You can check the current working directory in R using the getwd() function, and you can change the working directory using the setwd() function.

For example:

# Check the current working directory
getwd()
[1] "/Users/ravinpoudel/Desktop/RiceInNepal"

# Change the working directory
setwd("/path/to/new/directory")

It’s important to set the working directory to the location where your data files or scripts are stored, so R can easily access them. Additionally, setting the working directory to a specific location can help organize your R projects and make it easier to manage files.

The working directory plays a crucial role in project management in R for several reasons:

  1. File Access: The working directory determines where R looks for files and where it saves files by default. By setting the working directory to the project folder, you ensure that R can easily access data files, scripts, and other project-related resources without specifying their full paths.

  2. Project Organization: Setting the working directory to the project folder helps keep your project organized. All project-related files and scripts are stored in one central location, making it easier to manage and collaborate with others.

  3. Code Portability: When sharing R scripts with others or moving your project to a different computer, specifying file paths relative to the working directory ensures that the code remains portable. You don’t have to worry about hardcoding absolute paths that may differ between systems.
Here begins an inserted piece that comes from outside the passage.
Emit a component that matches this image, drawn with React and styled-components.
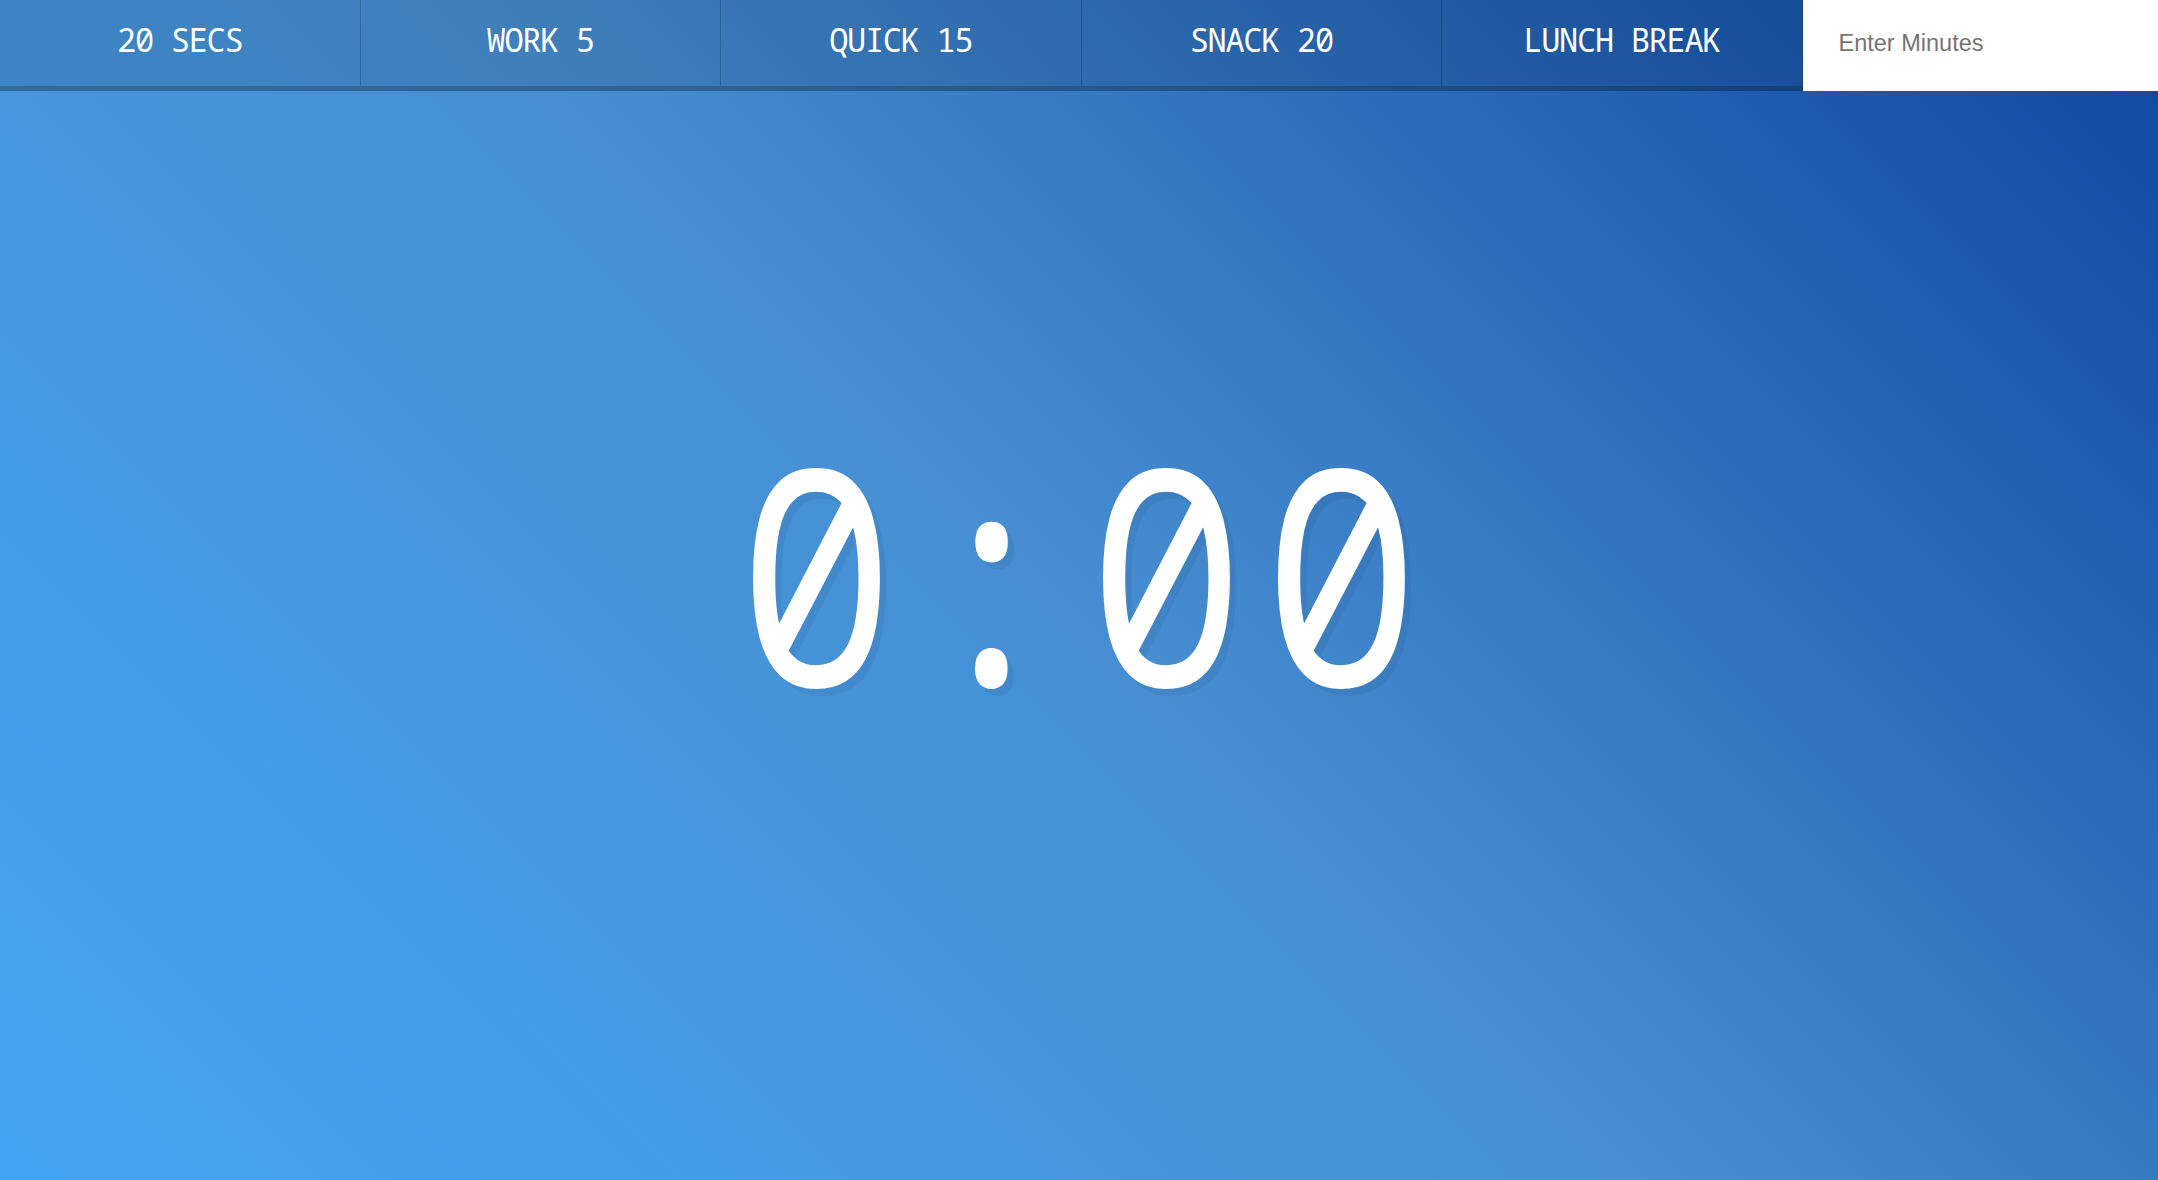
import React from "react";
import styled, { createGlobalStyle } from "styled-components";

const GlobalStyle = createGlobalStyle`
  *, *::before, *::after { box-sizing: border-box; }
  html {
    min-height: 100%;
    background: linear-gradient(45deg, #42a5f5 0%, #478ed1 50%, #0d47a1 100%);
  }
  body {
    margin: 0;
    text-align: center;
    font-family: "Noto Sans Mono", "DejaVu Sans Mono", monospace;
  }
`;

const Timer = styled.div`
  display: flex;
  flex-direction: column;
  min-height: 100vh;
  overflow: hidden;
`;

const Controls = styled.div`
  display: flex;
  height: 91px;
`;

const TimerButton = styled.button`
  flex: 1 1 0;
  min-width: 0;
  background: rgba(0, 0, 0, 0.1);
  border: 0;
  border-bottom: 5px solid rgba(0, 0, 0, 0.2);
  border-right: 1px solid rgba(0, 0, 0, 0.2);
  color: #ffffff;
  cursor: pointer;
  font-family: "Noto Sans Mono", "DejaVu Sans Mono", monospace;
  font-size: 32px;
  letter-spacing: -1.3px;
  text-transform: uppercase;
  padding: 14px 2px 20px;
  line-height: 52px;
  white-space: nowrap;
`;

const MinutesForm = styled.form`
  flex: 1 1 0;
  display: flex;
  min-width: 0;
`;

const MinutesInput = styled.input`
  flex: 1;
  min-width: 0;
  border: 0;
  outline: 0;
  background: #ffffff;
  padding: 0 34px 5px 36px;
  font-family: "Liberation Sans", Arial, sans-serif;
  font-size: 23.5px;
  color: #333;
  &::placeholder {
    color: #757575;
  }
`;

const Display = styled.div`
  flex: 1;
  display: flex;
  flex-direction: column;
  align-items: center;
  justify-content: center;
`;

const TimeLeft = styled.h1`
  margin: 0;
  color: #ffffff;
  font-family: "Noto Sans Mono", "DejaVu Sans Mono", monospace;
  font-weight: 400;
  font-size: 301px;
  line-height: 1;
  letter-spacing: 18.7px;
  padding-left: 18.7px;
  transform: scaleX(0.878);
  text-shadow: 7px 7px 0 rgba(0, 0, 0, 0.05);
  white-space: nowrap;
`;

const EndTime = styled.p`
  margin: 66px 0 67px;
  font-size: 68px;
  color: #ffffff;
`;

const presets = ["20 Secs", "Work 5", "Quick 15", "Snack 20", "Lunch Break"];

export default function App() {
  return (
    <>
      <GlobalStyle />
      <Timer>
        <Controls>
          {presets.map((p) => (
            <TimerButton key={p} type="button">
              {p}
            </TimerButton>
          ))}
          <MinutesForm onSubmit={(e) => e.preventDefault()}>
            <MinutesInput type="text" name="minutes" placeholder="Enter Minutes" />
          </MinutesForm>
        </Controls>
        <Display>
          <TimeLeft>0:00</TimeLeft>
          <EndTime />
        </Display>
      </Timer>
    </>
  );
}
  4. Reproducibility: Setting the working directory helps ensure reproducibility of your analyses. By explicitly specifying where data files are located and where results should be saved, you make it easier for others (or yourself at a later time) to rerun the analysis and obtain the same results.

  5. Ease of Collaboration: When working with collaborators, setting a consistent working directory across team members ensures everyone is accessing the same files and resources. It reduces confusion and prevents errors that may arise from working in different directory locations.

Overall, setting and managing the working directory effectively is essential for project management in R, facilitating file access, organization, code portability, version control, reproducibility, and collaboration.